Arsenal players held a team meeting after City defeat and pleaded for ‘more help’

Crisis? What crisis?

Kyle Picknell

One senior player was on the verge of tears.

Arsenal have had a tough week. Whether it was getting thoroughly dismantled by Manchester City in the Carabao Cup final, having Arsenal Fan TV as a thing that exists, having Arsenal Fan TV as thing that exists after the City loss, or getting thoroughly dismantled by the same team again, at home, in the first half, it’s hard to see any recent positives for the North London club.

Wenger, it appeared, had run his course long ago; yet here he remains, on a fourth or fifth victory lap long after the stadium has emptied and the applause died, struggling with his zip and waving at no-one in particular as a solitary cleaner awkwardly sweeps the tired confetti out from under his feet.

After the loss to Guardiola’s seemingly unstoppable City side at Wembley, the players were given a day off to gather themselves before returning to training on Tuesday. After which, the Guardian have reported, they held a players-only meeting to discuss exactly what was going wrong.

Image credit Getty

The meeting at the London Colney training ground was, according to reports, not an aggressive, shout-y, “let’s throw things at the wall and kick boots at each other’s head and have it all out now” type of dressing-room talk. That wouldn’t be very Arsenal, would it?

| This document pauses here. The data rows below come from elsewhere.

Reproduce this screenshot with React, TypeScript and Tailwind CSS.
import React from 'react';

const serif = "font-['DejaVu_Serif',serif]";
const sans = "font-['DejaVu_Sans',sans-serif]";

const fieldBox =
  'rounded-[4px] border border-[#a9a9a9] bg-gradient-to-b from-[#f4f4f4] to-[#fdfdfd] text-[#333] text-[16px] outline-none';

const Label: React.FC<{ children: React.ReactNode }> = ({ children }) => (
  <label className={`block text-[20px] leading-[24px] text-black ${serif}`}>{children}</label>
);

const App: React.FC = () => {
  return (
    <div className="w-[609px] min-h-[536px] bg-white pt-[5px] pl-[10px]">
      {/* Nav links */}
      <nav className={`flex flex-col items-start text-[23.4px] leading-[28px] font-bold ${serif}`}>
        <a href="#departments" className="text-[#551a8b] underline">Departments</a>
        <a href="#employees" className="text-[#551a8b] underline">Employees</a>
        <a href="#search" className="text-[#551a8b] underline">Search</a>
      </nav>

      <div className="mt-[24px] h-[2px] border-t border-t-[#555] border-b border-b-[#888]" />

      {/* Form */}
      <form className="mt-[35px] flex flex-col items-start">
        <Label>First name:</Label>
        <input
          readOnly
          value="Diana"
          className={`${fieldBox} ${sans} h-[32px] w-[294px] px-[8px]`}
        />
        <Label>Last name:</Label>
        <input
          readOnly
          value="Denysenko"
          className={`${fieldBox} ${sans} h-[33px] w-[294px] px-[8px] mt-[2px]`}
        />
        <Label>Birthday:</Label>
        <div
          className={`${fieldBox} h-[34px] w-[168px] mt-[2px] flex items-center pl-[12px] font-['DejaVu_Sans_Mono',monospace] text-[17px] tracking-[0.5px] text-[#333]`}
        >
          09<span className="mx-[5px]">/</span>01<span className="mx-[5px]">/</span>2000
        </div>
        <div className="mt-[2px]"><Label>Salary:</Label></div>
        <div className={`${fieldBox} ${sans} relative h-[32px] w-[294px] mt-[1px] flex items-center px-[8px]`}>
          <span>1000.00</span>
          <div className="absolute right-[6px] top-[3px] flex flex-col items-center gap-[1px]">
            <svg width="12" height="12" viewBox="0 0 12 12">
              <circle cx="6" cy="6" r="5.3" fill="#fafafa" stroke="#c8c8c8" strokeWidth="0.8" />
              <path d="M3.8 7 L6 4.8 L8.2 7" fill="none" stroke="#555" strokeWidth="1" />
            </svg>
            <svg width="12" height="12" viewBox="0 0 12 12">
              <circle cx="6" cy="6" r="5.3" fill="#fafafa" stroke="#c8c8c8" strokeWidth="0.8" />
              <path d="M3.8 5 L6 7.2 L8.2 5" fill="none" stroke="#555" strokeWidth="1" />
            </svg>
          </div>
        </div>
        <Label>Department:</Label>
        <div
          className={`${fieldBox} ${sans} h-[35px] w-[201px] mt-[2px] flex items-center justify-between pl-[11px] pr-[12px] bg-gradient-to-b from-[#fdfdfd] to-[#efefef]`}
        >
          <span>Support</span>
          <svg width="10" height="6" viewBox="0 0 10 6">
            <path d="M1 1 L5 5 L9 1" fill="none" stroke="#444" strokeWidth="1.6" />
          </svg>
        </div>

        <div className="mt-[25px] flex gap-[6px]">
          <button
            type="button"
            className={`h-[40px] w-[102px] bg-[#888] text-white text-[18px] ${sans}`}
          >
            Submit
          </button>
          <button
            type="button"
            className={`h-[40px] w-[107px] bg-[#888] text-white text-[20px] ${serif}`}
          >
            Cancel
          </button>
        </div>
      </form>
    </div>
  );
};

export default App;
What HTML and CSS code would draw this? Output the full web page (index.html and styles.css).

Well, you could picture Adams, Vieira, Keown and the perpetually underrated Gilberto Silva doing something like that. You can’t exactly see David Ospina, Rob Holding and Danny Welbeck going hell-for-leather at each other.

It was more a desperate cry for help.

One senior player, almost on the verge of tears, said just that. “We need more help”. Another tried to emphatically reaffirm that they were indeed a “big club”, as though stating it might be an act of self-fulfilling prophecy, perhaps not realising that there are many “big clubs” in England, and almost all of them are existing in crises worse than 6th place in the Premier League.

But this player did go on to say what was perhaps most telling, that they simply “need more help from the coaches”.

Wenger has long since lost the support of the vast majority of Arsenal’s fan base, as well as any sympathy from the media, but he could always rely on the players. He has always been a beloved, respected, father-figure for his team, regardless of results. Perhaps now he is more the elderly grandfather, without much to offer other than a warm pack of Werther’s Originals that have been sat in the car for too long, when what they really need is the cool new uncle, in his fashionable scarf and coat, who can teach them about Johan Cruyff and counter-pressing and playing out from the back in 2018, rather than 2001.

Another player despondently asserted that more help simply isn’t going to come. “We need to find the answers ourselves”.

If this player was Shkodran Mustafi or Petr Cech, then fair play to them. They can definitely find the answer themselves. They can definitely not defend like a revolving door and a human cat-flap with goalie gloves respectively. I’ve seen them do it before.

Image credit Getty

It shows, however, that the players at least care. They care that their children are asking them why Arsenal are so bad, why a grown man who calls himself “Troopz” has said he is done with them for about the tenth time, why the Emirates was only half full for a game against the league leaders and why the stadium announcers still read out the attendance as 58,420.

A deep breath and then please say it again with me one more time. You are a big club.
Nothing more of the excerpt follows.